* _THE EXERCISE_
Omit every picture, then give all the entries again exactly.

[INPUT RECORDS start]

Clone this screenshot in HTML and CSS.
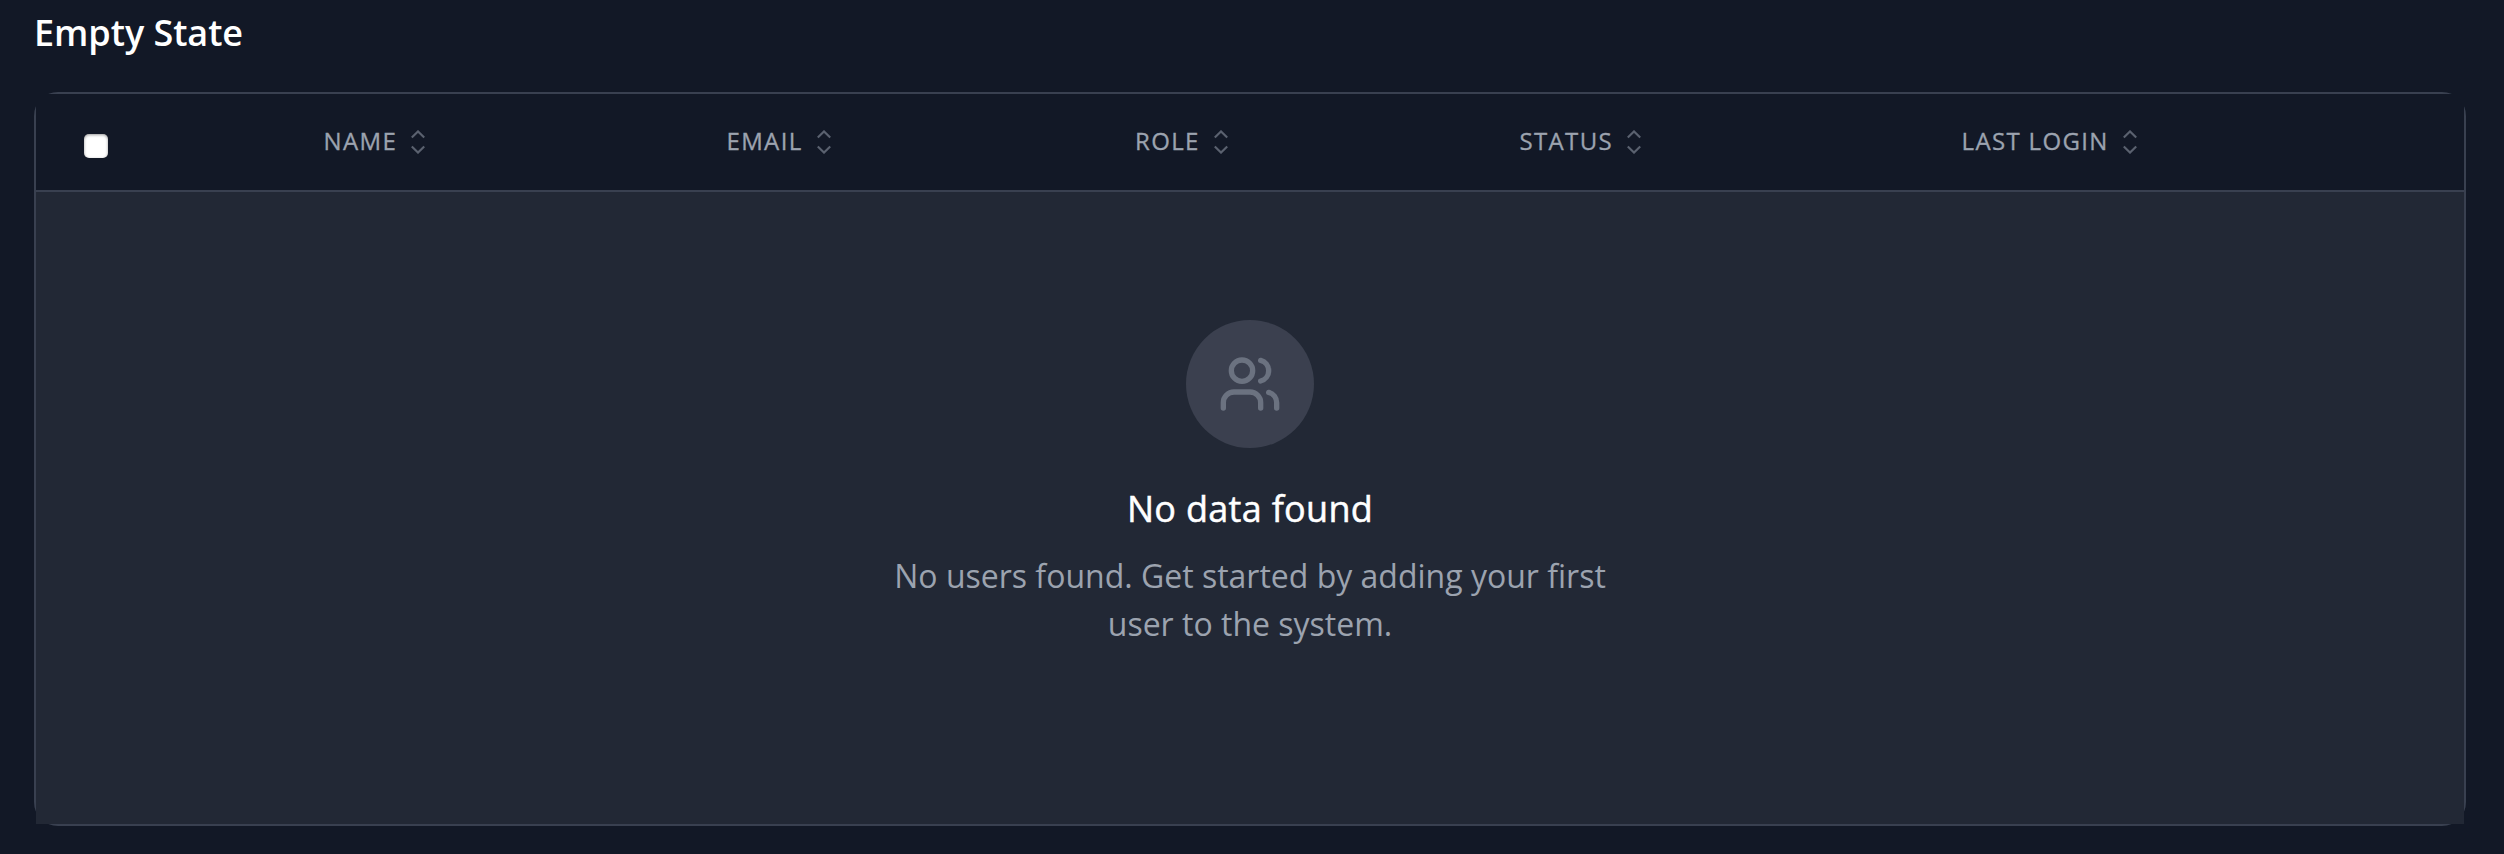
FILE: index.html
```html
<!DOCTYPE html>
<html lang="en">
<head>
<meta charset="utf-8">
<title>Empty State</title>
<link rel="stylesheet" href="styles.css">
</head>
<body>
<svg class="defs" width="0" height="0" aria-hidden="true">
<symbol id="sort" viewBox="0 0 14 24"><path d="M0.8 7.6 7 1.4l6.2 6.2M0.8 16.4 7 22.6l6.2-6.2"/></symbol>
</svg>
<main class="page">
<h2 class="title">Empty State</h2>
<section class="card">
<div class="head">
<div class="check"><span class="box" role="checkbox" aria-checked="false"></span></div>
<div class="col">NAME<svg class="sort"><use href="#sort"/></svg></div>
<div class="col">EMAIL<svg class="sort"><use href="#sort"/></svg></div>
<div class="col">ROLE<svg class="sort"><use href="#sort"/></svg></div>
<div class="col">STATUS<svg class="sort"><use href="#sort"/></svg></div>
<div class="col">LAST LOGIN<svg class="sort"><use href="#sort"/></svg></div>
</div>
<div class="empty">
<div class="badge"><svg class="users" viewBox="0 0 24 24"><path d="M16 21v-2a4 4 0 0 0-4-4H6a4 4 0 0 0-4 4v2"/><circle cx="9" cy="7" r="4"/><path d="M22 21v-2a4 4 0 0 0-3-3.87M16 3.13a4 4 0 0 1 0 7.75"/></svg></div>
<h3 class="heading">No data found</h3>
<p class="text">No users found. Get started by adding your first user to the system.</p>
</div>
</section>
</main>
</body>
</html>
```
FILE: styles.css
```css
* { box-sizing: border-box; }
body { margin: 0; background: #121826; font-family: "Open Sans", sans-serif; color: #fff; }
.defs { display: block; }
.page { height: 854px; padding: 5px 38px 28px 34px; display: flex; flex-direction: column; }
.title { margin: 0 0 31px; font-size: 36px; line-height: 56px; font-weight: 600; letter-spacing: -0.05px; }
.card { height: 734px; border: 2px solid #394050; border-radius: 24px; display: flex; flex-direction: column; }
.head { height: 98px; background: #121826; border-bottom: 2px solid #394050; display: grid; grid-template-columns: 287.5px 403px 408.5px 384.5px 442px 1fr; }
.check { padding: 40px 0 0 48px; }
.box { display: block; width: 24px; height: 24px; border-radius: 5px; background: #fff; box-shadow: inset 0 1px 3px rgba(0,0,0,.4); }
.col { display: flex; align-items: center; height: 92px; gap: 14px; font-size: 24px; letter-spacing: 1.35px; color: #9ca3af; -webkit-text-stroke: 0.3px #9ca3af; white-space: nowrap; }
.sort { width: 14px; height: 24px; margin-top: 4px; fill: none; stroke: #5a616f; stroke-width: 2.1; }
.empty { flex: 1; background: #222835; display: flex; flex-direction: column; align-items: center; padding-top: 128px; }
.badge { width: 128px; height: 128px; border-radius: 50%; background: #3b404f; display: flex; align-items: center; justify-content: center; }
.users { width: 64px; height: 64px; fill: none; stroke: #6b7280; stroke-width: 2; stroke-linecap: round; stroke-linejoin: round; }
.heading { margin: 33px 0 15px; font-size: 36px; line-height: 56px; font-weight: 500; letter-spacing: 0.3px; -webkit-text-stroke: 0.5px #fff; }
.text { margin: 0; width: 768px; font-size: 32px; line-height: 48px; text-align: center; color: #9ca3af; }
```
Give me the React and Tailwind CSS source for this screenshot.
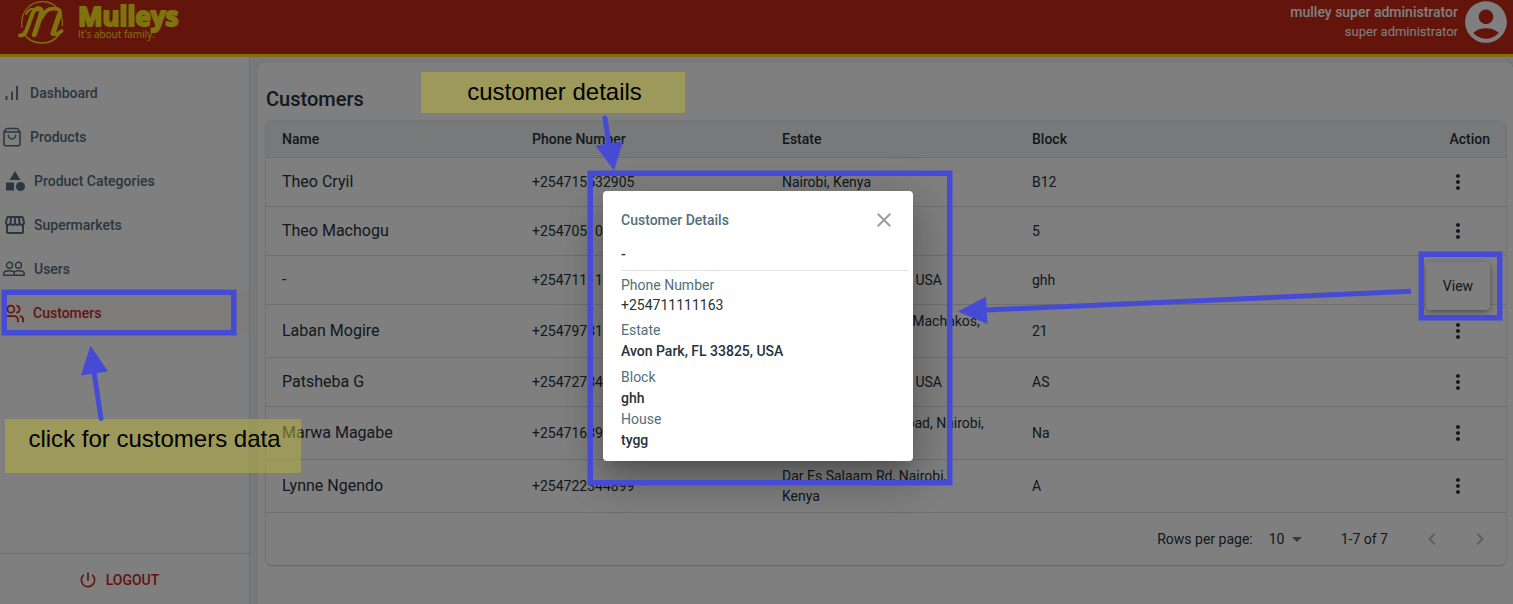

[INPUT RECORDS end]

* _SOLUTION TO THIS TASK_
Clone this screenshot in HTML and CSS.
FILE: index.html
```html
<!DOCTYPE html>
<html lang="en">
<head>
<meta charset="utf-8">
<title>Empty State</title>
<link rel="stylesheet" href="styles.css">
</head>
<body>
<svg class="defs" width="0" height="0" aria-hidden="true">
<symbol id="sort" viewBox="0 0 14 24"><path d="M0.8 7.6 7 1.4l6.2 6.2M0.8 16.4 7 22.6l6.2-6.2"/></symbol>
</svg>
<main class="page">
<h2 class="title">Empty State</h2>
<section class="card">
<div class="head">
<div class="check"><span class="box" role="checkbox" aria-checked="false"></span></div>
<div class="col">NAME<svg class="sort"><use href="#sort"/></svg></div>
<div class="col">EMAIL<svg class="sort"><use href="#sort"/></svg></div>
<div class="col">ROLE<svg class="sort"><use href="#sort"/></svg></div>
<div class="col">STATUS<svg class="sort"><use href="#sort"/></svg></div>
<div class="col">LAST LOGIN<svg class="sort"><use href="#sort"/></svg></div>
</div>
<div class="empty">
<div class="badge"><svg class="users" viewBox="0 0 24 24"><path d="M16 21v-2a4 4 0 0 0-4-4H6a4 4 0 0 0-4 4v2"/><circle cx="9" cy="7" r="4"/><path d="M22 21v-2a4 4 0 0 0-3-3.87M16 3.13a4 4 0 0 1 0 7.75"/></svg></div>
<h3 class="heading">No data found</h3>
<p class="text">No users found. Get started by adding your first user to the system.</p>
</div>
</section>
</main>
</body>
</html>
```
FILE: styles.css
```css
* { box-sizing: border-box; }
body { margin: 0; background: #121826; font-family: "Open Sans", sans-serif; color: #fff; }
.defs { display: block; }
.page { height: 854px; padding: 5px 38px 28px 34px; display: flex; flex-direction: column; }
.title { margin: 0 0 31px; font-size: 36px; line-height: 56px; font-weight: 600; letter-spacing: -0.05px; }
.card { height: 734px; border: 2px solid #394050; border-radius: 24px; display: flex; flex-direction: column; }
.head { height: 98px; background: #121826; border-bottom: 2px solid #394050; display: grid; grid-template-columns: 287.5px 403px 408.5px 384.5px 442px 1fr; }
.check { padding: 40px 0 0 48px; }
.box { display: block; width: 24px; height: 24px; border-radius: 5px; background: #fff; box-shadow: inset 0 1px 3px rgba(0,0,0,.4); }
.col { display: flex; align-items: center; height: 92px; gap: 14px; font-size: 24px; letter-spacing: 1.35px; color: #9ca3af; -webkit-text-stroke: 0.3px #9ca3af; white-space: nowrap; }
.sort { width: 14px; height: 24px; margin-top: 4px; fill: none; stroke: #5a616f; stroke-width: 2.1; }
.empty { flex: 1; background: #222835; display: flex; flex-direction: column; align-items: center; padding-top: 128px; }
.badge { width: 128px; height: 128px; border-radius: 50%; background: #3b404f; display: flex; align-items: center; justify-content: center; }
.users { width: 64px; height: 64px; fill: none; stroke: #6b7280; stroke-width: 2; stroke-linecap: round; stroke-linejoin: round; }
.heading { margin: 33px 0 15px; font-size: 36px; line-height: 56px; font-weight: 500; letter-spacing: 0.3px; -webkit-text-stroke: 0.5px #fff; }
.text { margin: 0; width: 768px; font-size: 32px; line-height: 48px; text-align: center; color: #9ca3af; }
```
Give me the React and Tailwind CSS source for this screenshot.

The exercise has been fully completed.